■ **GOAL**
Determine how many lines include the word "this", then give that number and nothing more.

■ **TASK INPUT**
================================
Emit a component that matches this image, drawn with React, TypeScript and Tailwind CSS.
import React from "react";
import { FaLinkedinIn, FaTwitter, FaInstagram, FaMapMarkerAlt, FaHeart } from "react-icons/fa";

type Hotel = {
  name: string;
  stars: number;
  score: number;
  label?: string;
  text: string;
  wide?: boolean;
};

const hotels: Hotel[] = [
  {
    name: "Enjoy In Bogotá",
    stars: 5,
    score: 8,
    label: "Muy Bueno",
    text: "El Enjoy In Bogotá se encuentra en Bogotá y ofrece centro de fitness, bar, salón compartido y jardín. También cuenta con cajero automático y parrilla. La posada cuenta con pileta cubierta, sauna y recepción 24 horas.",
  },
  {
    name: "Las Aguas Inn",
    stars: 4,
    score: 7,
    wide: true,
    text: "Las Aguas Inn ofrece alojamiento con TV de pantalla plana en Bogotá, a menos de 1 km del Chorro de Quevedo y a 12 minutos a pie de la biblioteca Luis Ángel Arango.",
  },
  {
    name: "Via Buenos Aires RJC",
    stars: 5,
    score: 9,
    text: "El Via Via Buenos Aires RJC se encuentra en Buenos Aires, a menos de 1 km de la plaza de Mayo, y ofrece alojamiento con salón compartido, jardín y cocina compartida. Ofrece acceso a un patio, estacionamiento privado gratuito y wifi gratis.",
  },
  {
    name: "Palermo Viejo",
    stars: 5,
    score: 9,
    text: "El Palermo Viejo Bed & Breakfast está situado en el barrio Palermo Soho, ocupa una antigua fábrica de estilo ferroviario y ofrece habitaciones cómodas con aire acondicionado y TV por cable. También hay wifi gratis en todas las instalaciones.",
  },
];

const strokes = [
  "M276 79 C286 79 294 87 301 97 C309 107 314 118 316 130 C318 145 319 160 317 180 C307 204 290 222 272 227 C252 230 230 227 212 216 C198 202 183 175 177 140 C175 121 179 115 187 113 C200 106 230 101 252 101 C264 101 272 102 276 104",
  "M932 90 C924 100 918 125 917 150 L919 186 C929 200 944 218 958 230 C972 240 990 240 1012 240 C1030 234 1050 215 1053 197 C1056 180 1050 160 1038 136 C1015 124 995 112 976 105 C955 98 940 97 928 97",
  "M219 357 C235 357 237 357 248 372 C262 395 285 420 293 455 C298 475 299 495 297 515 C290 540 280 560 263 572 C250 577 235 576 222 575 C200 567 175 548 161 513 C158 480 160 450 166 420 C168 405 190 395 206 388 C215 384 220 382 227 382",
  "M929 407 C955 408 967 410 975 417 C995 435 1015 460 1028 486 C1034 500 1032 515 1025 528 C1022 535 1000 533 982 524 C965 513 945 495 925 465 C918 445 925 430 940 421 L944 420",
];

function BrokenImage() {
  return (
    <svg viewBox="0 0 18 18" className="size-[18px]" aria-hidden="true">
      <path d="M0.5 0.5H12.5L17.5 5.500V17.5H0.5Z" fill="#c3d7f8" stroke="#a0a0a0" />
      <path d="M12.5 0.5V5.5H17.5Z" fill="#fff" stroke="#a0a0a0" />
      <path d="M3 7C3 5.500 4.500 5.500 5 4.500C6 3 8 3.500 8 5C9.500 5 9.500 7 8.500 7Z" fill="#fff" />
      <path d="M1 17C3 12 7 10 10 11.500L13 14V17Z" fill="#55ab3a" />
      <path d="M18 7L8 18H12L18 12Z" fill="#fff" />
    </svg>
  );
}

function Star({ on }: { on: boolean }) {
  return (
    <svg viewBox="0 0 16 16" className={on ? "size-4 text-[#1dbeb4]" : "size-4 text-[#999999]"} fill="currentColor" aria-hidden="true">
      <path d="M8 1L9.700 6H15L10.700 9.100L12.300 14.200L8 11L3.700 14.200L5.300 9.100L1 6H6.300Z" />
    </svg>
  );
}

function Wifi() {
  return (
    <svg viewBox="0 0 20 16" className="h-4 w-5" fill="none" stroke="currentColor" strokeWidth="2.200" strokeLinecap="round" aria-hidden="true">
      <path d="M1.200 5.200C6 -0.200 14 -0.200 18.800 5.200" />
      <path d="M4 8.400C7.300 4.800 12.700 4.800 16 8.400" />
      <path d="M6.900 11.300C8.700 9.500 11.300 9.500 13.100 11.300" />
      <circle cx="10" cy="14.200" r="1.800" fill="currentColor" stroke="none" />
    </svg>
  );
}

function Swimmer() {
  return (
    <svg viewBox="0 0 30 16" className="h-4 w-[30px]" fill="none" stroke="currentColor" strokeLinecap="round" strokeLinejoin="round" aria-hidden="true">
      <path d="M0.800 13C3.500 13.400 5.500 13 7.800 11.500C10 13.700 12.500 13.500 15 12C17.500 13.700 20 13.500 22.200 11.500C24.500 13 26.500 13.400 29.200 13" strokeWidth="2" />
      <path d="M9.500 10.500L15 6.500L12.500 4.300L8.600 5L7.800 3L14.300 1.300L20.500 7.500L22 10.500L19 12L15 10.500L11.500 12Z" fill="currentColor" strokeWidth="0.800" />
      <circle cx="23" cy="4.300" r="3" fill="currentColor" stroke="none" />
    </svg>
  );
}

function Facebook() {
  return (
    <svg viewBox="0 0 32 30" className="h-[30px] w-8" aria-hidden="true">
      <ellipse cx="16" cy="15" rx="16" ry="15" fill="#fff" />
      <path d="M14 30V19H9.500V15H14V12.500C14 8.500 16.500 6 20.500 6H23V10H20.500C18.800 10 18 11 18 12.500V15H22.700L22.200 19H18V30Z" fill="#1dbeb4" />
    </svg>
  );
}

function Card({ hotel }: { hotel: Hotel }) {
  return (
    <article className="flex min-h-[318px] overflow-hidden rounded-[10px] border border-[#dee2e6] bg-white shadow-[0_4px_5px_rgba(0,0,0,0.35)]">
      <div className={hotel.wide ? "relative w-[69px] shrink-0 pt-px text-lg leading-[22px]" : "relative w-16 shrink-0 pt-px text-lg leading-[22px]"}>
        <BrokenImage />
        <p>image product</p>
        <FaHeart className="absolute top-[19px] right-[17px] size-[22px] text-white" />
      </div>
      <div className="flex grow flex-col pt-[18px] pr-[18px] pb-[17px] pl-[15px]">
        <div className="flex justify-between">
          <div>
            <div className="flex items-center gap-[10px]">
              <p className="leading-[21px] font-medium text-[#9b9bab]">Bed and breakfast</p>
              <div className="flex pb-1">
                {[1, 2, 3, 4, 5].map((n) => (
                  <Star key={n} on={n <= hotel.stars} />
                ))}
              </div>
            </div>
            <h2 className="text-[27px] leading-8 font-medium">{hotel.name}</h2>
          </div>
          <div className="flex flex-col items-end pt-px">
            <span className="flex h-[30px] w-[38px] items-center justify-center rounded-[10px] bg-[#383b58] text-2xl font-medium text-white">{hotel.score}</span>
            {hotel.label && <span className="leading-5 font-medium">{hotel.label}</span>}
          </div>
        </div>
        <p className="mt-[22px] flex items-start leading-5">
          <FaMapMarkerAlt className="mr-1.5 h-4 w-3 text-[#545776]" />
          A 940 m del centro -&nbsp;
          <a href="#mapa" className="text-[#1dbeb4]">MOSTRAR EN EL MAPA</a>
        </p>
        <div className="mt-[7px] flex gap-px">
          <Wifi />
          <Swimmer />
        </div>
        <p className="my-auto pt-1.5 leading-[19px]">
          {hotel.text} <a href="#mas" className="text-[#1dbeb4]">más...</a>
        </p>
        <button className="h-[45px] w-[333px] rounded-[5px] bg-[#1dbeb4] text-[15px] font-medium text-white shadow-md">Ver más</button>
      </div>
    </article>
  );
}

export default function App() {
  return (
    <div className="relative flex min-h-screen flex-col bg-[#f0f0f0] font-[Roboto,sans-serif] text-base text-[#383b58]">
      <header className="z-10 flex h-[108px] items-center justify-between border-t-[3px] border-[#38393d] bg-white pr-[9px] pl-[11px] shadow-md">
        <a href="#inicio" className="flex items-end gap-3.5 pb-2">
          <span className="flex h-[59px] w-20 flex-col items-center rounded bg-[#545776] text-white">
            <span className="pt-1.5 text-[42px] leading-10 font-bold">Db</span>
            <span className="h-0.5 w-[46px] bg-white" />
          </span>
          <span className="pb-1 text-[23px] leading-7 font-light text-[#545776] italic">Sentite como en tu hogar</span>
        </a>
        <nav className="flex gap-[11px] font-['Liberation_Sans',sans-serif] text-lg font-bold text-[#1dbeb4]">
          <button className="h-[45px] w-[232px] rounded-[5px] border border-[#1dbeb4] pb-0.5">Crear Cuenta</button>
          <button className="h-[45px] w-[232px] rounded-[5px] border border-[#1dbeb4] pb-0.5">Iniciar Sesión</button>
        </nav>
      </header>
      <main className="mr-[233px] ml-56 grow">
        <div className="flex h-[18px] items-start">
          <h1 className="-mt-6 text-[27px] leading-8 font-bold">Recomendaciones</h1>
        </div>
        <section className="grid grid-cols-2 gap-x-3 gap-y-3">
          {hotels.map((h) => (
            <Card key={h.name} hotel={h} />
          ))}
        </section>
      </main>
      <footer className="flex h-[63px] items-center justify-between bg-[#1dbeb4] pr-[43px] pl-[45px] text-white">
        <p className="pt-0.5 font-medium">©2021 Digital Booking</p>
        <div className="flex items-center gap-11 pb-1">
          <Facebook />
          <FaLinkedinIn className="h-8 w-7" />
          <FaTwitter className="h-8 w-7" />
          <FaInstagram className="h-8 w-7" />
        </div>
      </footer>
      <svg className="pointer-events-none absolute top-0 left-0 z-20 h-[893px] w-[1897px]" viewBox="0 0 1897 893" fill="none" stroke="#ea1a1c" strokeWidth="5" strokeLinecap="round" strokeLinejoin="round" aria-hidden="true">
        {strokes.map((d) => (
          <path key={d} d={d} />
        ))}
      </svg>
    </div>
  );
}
================================
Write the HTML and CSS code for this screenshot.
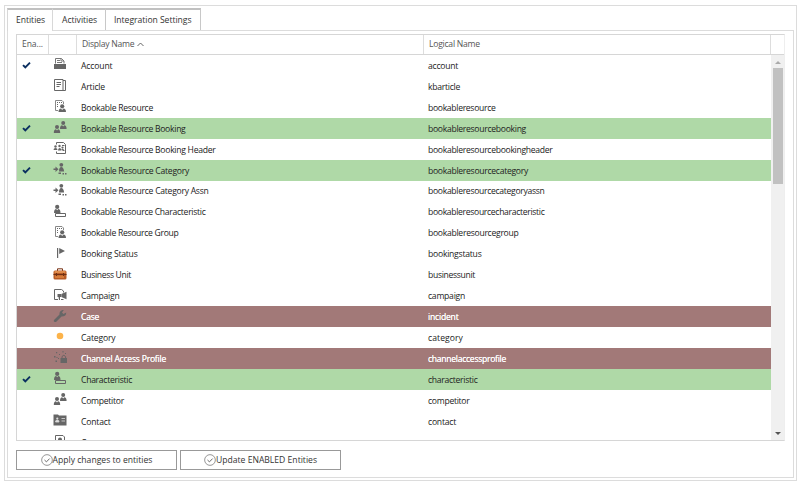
================================
■ **SOLUTION**
2